When the law passed, the nonpartisan Congressional Budget Office projected the energy components would add $391 billion to deficits over a decade, from 2022 to 2031. It revised those forecasts upward last spring and again on Wednesday. The office now projects the energy incentives in the law will cost about twice that much for that 2022 to 2031 period. For the next decade, through 2033, the budget office projects the provisions will cost more than $800 billion.
Here’s what’s changed, and why it matters for emissions, the economy and the budget.
Clean-energy manufacturing is booming.
The law has supercharged investment in American manufacturing facilities of some low-emission technologies, led by solar panels, advanced batteries and the full supply chain for electric vehicles.
An investment tracker by the Rhodium Group, a consultancy that follows energy and climate spending, and the Massachusetts Institute of Technology shows companies spent $44 billion on clean-energy manufacturing in America over the past year, with significantly more planned in the years ahead. Those companies will benefit from the tax breaks in the climate law, either directly or indirectly.
The popularity of those credits has surprised forecasters at the budget office and the nonpartisan congressional Joint Committee on Taxation. Budget office officials said Wednesday that they now expected the provisions to add about $205 billion more to deficits through 2031 than they had initially anticipated.

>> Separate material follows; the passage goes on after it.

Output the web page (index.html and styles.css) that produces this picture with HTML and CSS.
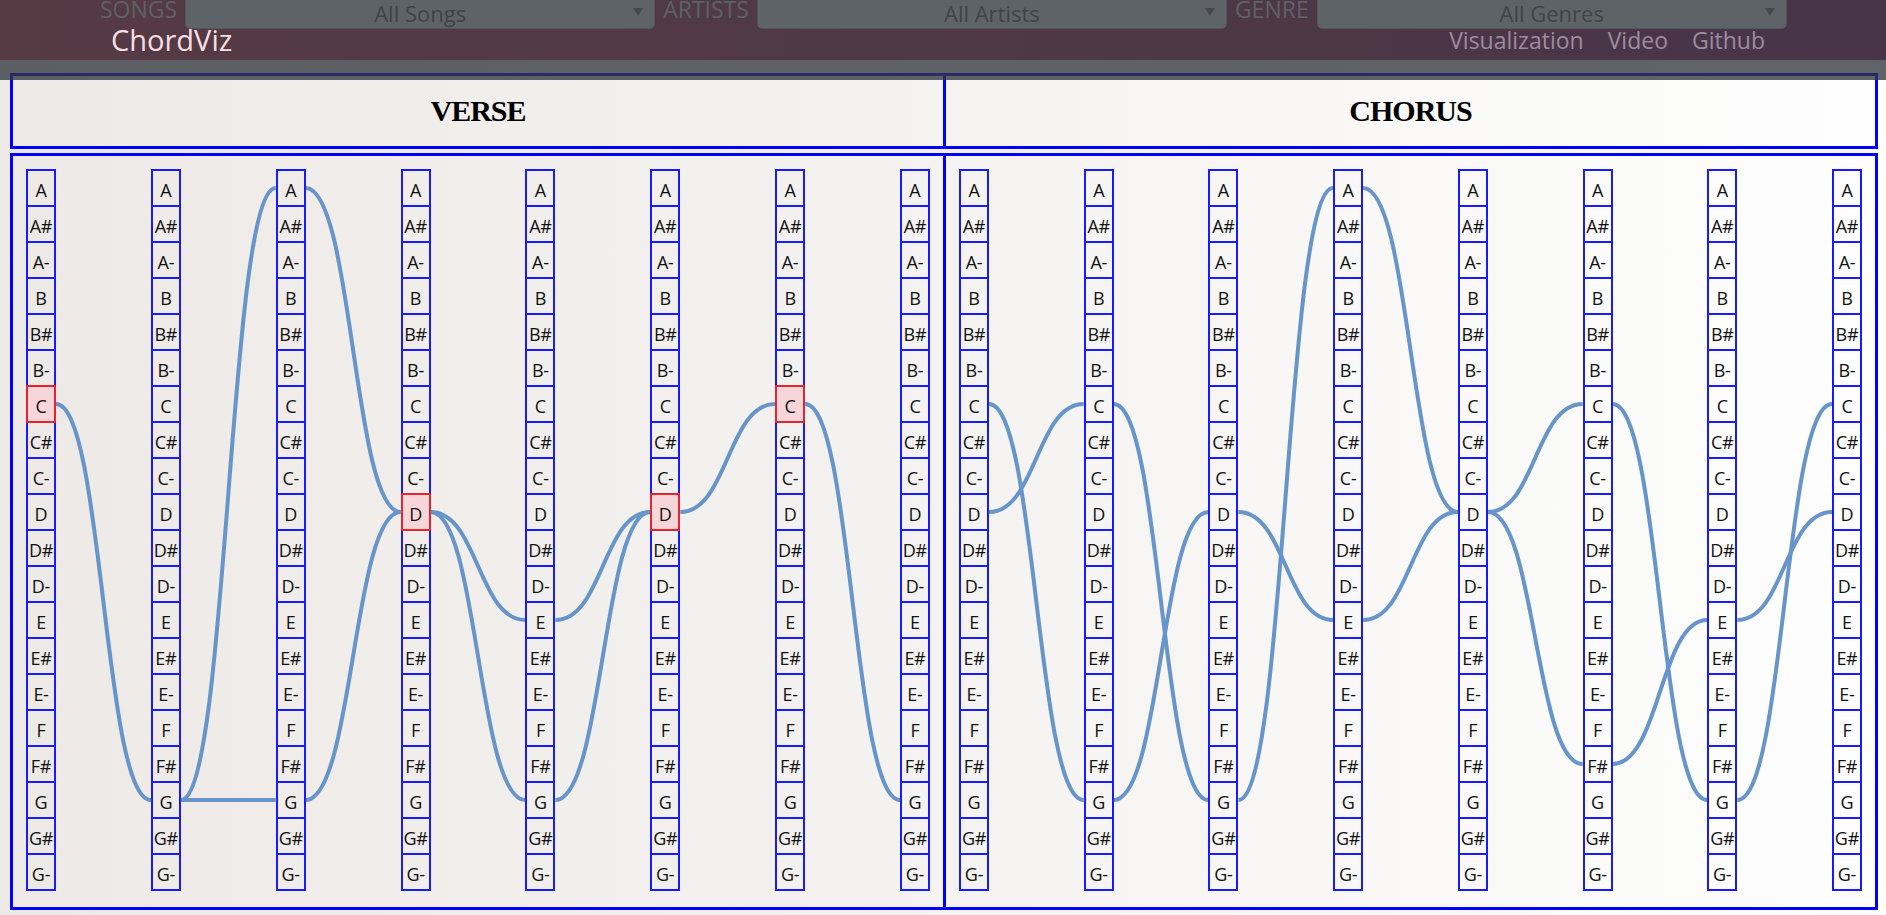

Electric vehicles could also surge.
Forecasters now expect the consumer credit for electric vehicles, which is as much as $7,500 for an electric car or truck, to cost several times as much as initially expected. That calculation isn’t really based on sales of electric vehicles, which hit a record last year even though annual sales growth slowed from 2022. It stems from a pair of Biden administration regulations that are meant to fuel more electric vehicle sales — and which the budget office expects to be quite effective.